A lot of the unrushed songs settled in at around the five-minute mark, though there were a few quicker ones, like the rather-compelling "Jesus Fever". Vile was not much for banter — and he might have benefited from a guitar tech, with a couple bursts of tuning ushering in prolonged between-song silences.

It was a surprisingly devoted and attentive crowd, and amongst his few remarks, Vile commented on the "beautiful audience". That held up even after "Ghost Town" built up into an extended solo and ushered in a quieter mid-set stretch with "Baby's Arms" and "In My Time". The tasty, sardonic "Society is My Friend" took things back up for the set's last segment, which also included the monochromatic driving drum machine beat of "Freak Train" (dedicated to Sandy and Damian from Fucked Up), which ended with a slightly spazzy saxophone solo before the main set ended with "Smoke Ring For My Halo".

After that, the encore seemed pretty much assured, given that the drummer didn't bother getting up from his kit. But it turned out to be a sedate closing, with the mellow "Runner Ups" and Vile's solo turn on "Peeping Tomboy" finishing things off.

This was a much-cleaner sounding set than that Great Hall experience, which certainly made it far more appealing.
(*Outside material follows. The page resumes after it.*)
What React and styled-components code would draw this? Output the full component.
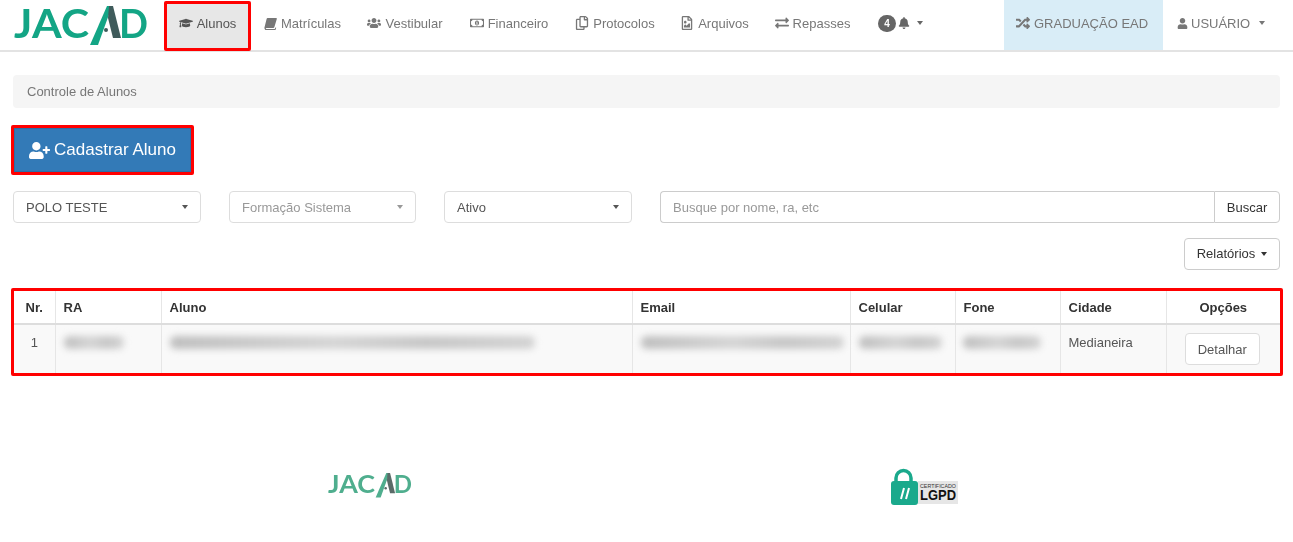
import React from 'react'
import styled, { createGlobalStyle } from 'styled-components'
import {
  FaGraduationCap, FaUsers, FaRegMoneyBillAlt, FaRegCopy, FaRegFileImage,
  FaExchangeAlt, FaBell, FaRandom, FaUser, FaUserPlus,
} from 'react-icons/fa'

const GlobalStyle = createGlobalStyle`
  html, body {
    margin: 0;
    background: #fff;
    font-family: "Liberation Sans", Arial, sans-serif;
    font-size: 13px;
    color: #555;
  }
  * { box-sizing: border-box; }
`

// font awesome 4 book, slanted, not in the packages
const SlantedBook = () => (
  <svg width="13" height="13" viewBox="0 0 13 13" fill="currentColor">
    <path d="M3.6 1h8.6c.5 0 .8.4.6.9L10.4 10c-.2.6-.6.9-1.2.9H2.6c-.5 0-.8.2-.8.5s.3.6.8.6h8.2l.5-1.6.9.3-.8 2.6c-.1.4-.3.6-.7.6H2.4C1.2 13 .3 12.1.4 10.9c0-.3.1-.6.2-.9l2-8c.1-.6.5-1 1-1z" />
  </svg>
)

const navItems = [
  { label: 'Alunos', icon: FaGraduationCap, active: true, width: 87 },
  { label: 'Matrículas', icon: SlantedBook, width: 103 },
  { label: 'Vestibular', icon: FaUsers, width: 102 },
  { label: 'Financeiro', icon: FaRegMoneyBillAlt, width: 106 },
  { label: 'Protocolos', icon: FaRegCopy, width: 106 },
  { label: 'Arquivos', icon: FaRegFileImage, width: 93 },
  { label: 'Repasses', icon: FaExchangeAlt, width: 103 },
]

const Logo = ({ width, main, dark }) => (
  <LogoSvg width={width} viewBox="0 0 134 42" role="img" aria-label="JACAD">
    <text x="0" y="34" fontFamily="Lato, sans-serif" fontWeight="700" fontSize="40" fill={main} textLength="75" lengthAdjust="spacingAndGlyphs">JAC</text>
    <polygon points="76,41 93,2 98,2 84,41" fill={main} />
    <polygon points="95,2 99,2 107,34 99,34 94,14" fill={dark} />
    <circle cx="92" cy="26" r="2" fill={dark} />
    <text x="105" y="34" fontFamily="Lato, sans-serif" fontWeight="700" fontSize="40" fill={main} textLength="29" lengthAdjust="spacingAndGlyphs">D</text>
  </LogoSvg>
)

const LgpdSeal = () => (
  <svg width="68" height="37" viewBox="0 0 68 37" role="img" aria-label="Certificado LGPD">
    <path d="M6 14 V10 a7.5 7.5 0 0 1 15 0 V14" fill="none" stroke="#1aa98c" strokeWidth="3.5" />
    <rect x="1" y="13" width="27" height="24" rx="3" fill="#1aa98c" />
    <path d="M11 31 L14 20 M16 31 L19 20" stroke="#fff" strokeWidth="2" />
    <rect x="28" y="13" width="40" height="23" fill="#e6e6e6" />
    <text x="30" y="20" fontFamily="Liberation Sans, sans-serif" fontSize="5" fill="#333" textLength="36" lengthAdjust="spacingAndGlyphs">CERTIFICADO</text>
    <text x="30" y="32" fontFamily="Liberation Sans, sans-serif" fontWeight="700" fontSize="14" fill="#111" textLength="36" lengthAdjust="spacingAndGlyphs">LGPD</text>
  </svg>
)

export default function App() {
  return (
    <Screen>
      <GlobalStyle />
      <Navbar>
        <Brand>
          <Logo width={134} main="#13a585" dark="#3f5b5b" />
        </Brand>
        {navItems.map(({ label, icon: Icon, active, width }) => (
          <NavItem key={label} $active={active} $width={width}>
            <Icon size={14} />
            {label}
          </NavItem>
        ))}
        <Notifications>
          <Badge>4</Badge>
          <FaBell size={12} />
          <Caret $gap={5} />
        </Notifications>
        <NavRight>
          <Course><FaRandom size={14} />GRADUAÇÃO EAD</Course>
          <UserMenu><FaUser size={11} />USUÁRIO<Caret $gap={6} /></UserMenu>
        </NavRight>
      </Navbar>

      <Page>
        <Breadcrumb>Controle de Alunos</Breadcrumb>

        <Highlight>
          <PrimaryButton><FaUserPlus size={21} />Cadastrar Aluno</PrimaryButton>
        </Highlight>

        <Filters>
          <SelectBox $width={188}>POLO TESTE<Caret /></SelectBox>
          <SelectBox $width={187} $muted>Formação Sistema<Caret /></SelectBox>
          <SelectBox $width={188}>Ativo<Caret /></SelectBox>
          <SearchGroup>
            <SearchInput placeholder="Busque por nome, ra, etc" />
            <SearchButton>Buscar</SearchButton>
          </SearchGroup>
        </Filters>

        <Actions>
          <DefaultButton>Relatórios<Caret $gap={6} /></DefaultButton>
        </Actions>

        <TableFrame>
          <Table>
            <colgroup>
              {[41, 106, 471, 218, 105, 105, 106, 114].map((w, i) => <col key={i} width={w} />)}
            </colgroup>
            <thead>
              <tr>
                <Th $center>Nr.</Th>
                <Th>RA</Th>
                <Th>Aluno</Th>
                <Th>Email</Th>
                <Th>Celular</Th>
                <Th>Fone</Th>
                <Th>Cidade</Th>
                <Th $center>Opções</Th>
              </tr>
            </thead>
            <tbody>
              <tr>
                <Td $center>1</Td>
                <Td><Redacted $width={60} /></Td>
                <Td><Redacted $width={365} /></Td>
                <Td><Redacted $width={203} /></Td>
                <Td><Redacted $width={83} /></Td>
                <Td><Redacted $width={78} $left={-1} /></Td>
                <Td>Medianeira</Td>
                <Td $center><DetailButton>Detalhar</DetailButton></Td>
              </tr>
            </tbody>
          </Table>
        </TableFrame>

        <Footer>
          <FooterCell><Logo width={84} main="#4fae8e" dark="#5a6b68" /></FooterCell>
          <FooterCell $top={3}><LgpdSeal /></FooterCell>
        </Footer>
      </Page>
    </Screen>
  )
}

const Screen = styled.div`
  filter: blur(0.4px);
`
const LogoSvg = styled.svg`
  overflow: visible;
`
const Navbar = styled.nav`
  display: flex;
  height: 52px;
  padding-left: 14px;
  border-bottom: 2px solid #e3e3e3;
`
const Brand = styled.div`
  display: flex;
  align-items: center;
  width: 150px;
`
const NavItem = styled.a`
  display: flex;
  align-items: center;
  justify-content: center;
  gap: 4px;
  width: ${(p) => p.$width}px;
  height: 50px;
  margin-top: 1px;
  padding-bottom: 6px;
  color: ${(p) => (p.$active ? '#555' : '#777')};
  background: ${(p) => (p.$active ? '#e7e7e7' : 'transparent')};
  box-shadow: ${(p) => (p.$active ? 'inset 0 0 0 3px #f00' : 'none')};
  border-radius: 2px;
`
const Notifications = styled.div`
  display: flex;
  align-items: center;
  gap: 2px;
  margin-left: 14px;
  height: 50px;
  padding-bottom: 4px;
  color: #666;
`
const Badge = styled.span`
  width: 18px;
  height: 17px;
  border-radius: 9px;
  background: #666;
  color: #fff;
  font-size: 10px;
  font-weight: 700;
  line-height: 17px;
  text-align: center;
`
const NavRight = styled.div`
  display: flex;
  margin-left: 81px;
`
const Course = styled.div`
  display: flex;
  align-items: center;
  gap: 4px;
  width: 159px;
  height: 50px;
  padding: 0 0 4px 12px;
  color: #777;
  background: #d9edf7;
  white-space: nowrap;
`
const UserMenu = styled.div`
  display: flex;
  align-items: center;
  gap: 3px;
  height: 50px;
  padding: 0 0 4px 14px;
  color: #777;
`
const Caret = styled.span`
  display: inline-block;
  margin-left: ${(p) => p.$gap || 8}px;
  border-top: 4px solid currentColor;
  border-left: 3.5px solid transparent;
  border-right: 3.5px solid transparent;
`
const Page = styled.main`
  padding: 23px 13px 0;
`
const Breadcrumb = styled.div`
  height: 33px;
  padding: 0 14px;
  border-radius: 4px;
  background: #f5f5f5;
  color: #777;
  line-height: 33px;
`
const Highlight = styled.div`
  width: 183px;
  height: 50px;
  margin: 17px 0 0 -2px;
  border: 3px solid #f00;
  border-radius: 2px;
`
const PrimaryButton = styled.button`
  display: flex;
  align-items: center;
  justify-content: center;
  gap: 4px;
  width: 100%;
  height: 100%;
  border: 1px solid #2e6da4;
  background: #337ab7;
  color: #fff;
  font: 17px "Liberation Sans", Arial, sans-serif;
`
const Filters = styled.div`
  display: flex;
  margin-top: 16px;
  gap: 28px;
`
const SelectBox = styled.div`
  display: flex;
  align-items: center;
  justify-content: space-between;
  width: ${(p) => p.$width}px;
  height: 32px;
  padding: 0 12px;
  border: 1px solid #ddd;
  border-radius: 4px;
  background: #fff;
  color: ${(p) => (p.$muted ? '#999' : '#555')};
`
const SearchGroup = styled.div`
  display: flex;
  flex: 1;
`
const SearchInput = styled.input`
  flex: 1;
  height: 32px;
  padding: 0 12px;
  border: 1px solid #ccc;
  border-right: 0;
  border-radius: 4px 0 0 4px;
  font: 13px "Liberation Sans", Arial, sans-serif;
  &::placeholder { color: #999; opacity: 1; }
`
const SearchButton = styled.button`
  width: 66px;
  height: 32px;
  border: 1px solid #ccc;
  border-radius: 0 4px 4px 0;
  background: #fff;
  color: #333;
  font: 13px "Liberation Sans", Arial, sans-serif;
`
const Actions = styled.div`
  display: flex;
  justify-content: flex-end;
  margin-top: 15px;
`
const DefaultButton = styled.button`
  display: flex;
  align-items: center;
  justify-content: center;
  width: 96px;
  height: 32px;
  padding-bottom: 2px;
  border: 1px solid #ccc;
  border-radius: 4px;
  background: #fff;
  color: #333;
  font: 13px "Liberation Sans", Arial, sans-serif;
`
const TableFrame = styled.div`
  width: 1272px;
  margin: 18px 0 0 -2px;
  border: 3px solid #f00;
  border-radius: 2px;
`
const Table = styled.table`
  width: 100%;
  table-layout: fixed;
  border-collapse: collapse;
`
const Th = styled.th`
  height: 33px;
  padding: 0 8px;
  border-left: 1px solid #e6e6e6;
  border-bottom: 2px solid #ddd;
  color: #333;
  font-size: 13px;
  text-align: ${(p) => (p.$center ? 'center' : 'left')};
  &:first-child { border-left: 0; }
`
const Td = styled.td`
  height: 47px;
  padding: 8px;
  border-left: 1px solid #e6e6e6;
  background: #f9f9f9;
  vertical-align: top;
  line-height: 19px;
  text-align: ${(p) => (p.$center ? 'center' : 'left')};
  &:first-child { border-left: 0; }
`
const Redacted = styled.div`
  width: ${(p) => p.$width}px;
  height: 13px;
  margin: 3px 0 0 ${(p) => p.$left || 0}px;
  border-radius: 6px;
  background: linear-gradient(90deg, #bebebe, #d4d4d4 45%, #c6c6c6 70%, #d2d2d2);
  filter: blur(3.5px);
`
const DetailButton = styled.button`
  width: 75px;
  height: 32px;
  margin-left: -2px;
  border: 1px solid #ddd;
  border-radius: 4px;
  background: #fff;
  color: #555;
  font: 13px "Liberation Sans", Arial, sans-serif;
`
const Footer = styled.footer`
  display: grid;
  grid-template-columns: 554px 554px;
  margin: 89px 0 0 80px;
`
const FooterCell = styled.div`
  display: flex;
  justify-content: center;
  padding-top: ${(p) => p.$top || 0}px;
`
As someone casually interested in Vile's work, this didn't tip me into active fandom, but once again, it did enough that I'll keep my ears open for whatever he does next.

Listen to a couple tracks from this set here.

1 "I'm pushing onlys / To waste the years away / In tattered clothes, in these same tattered clothes / That I pushed through yesterday." I mean, tell me about it.

2 There'd also be a sped-up version of that album's "Find Them Empty", stripped of the keyboards that would later adorn the recorded track.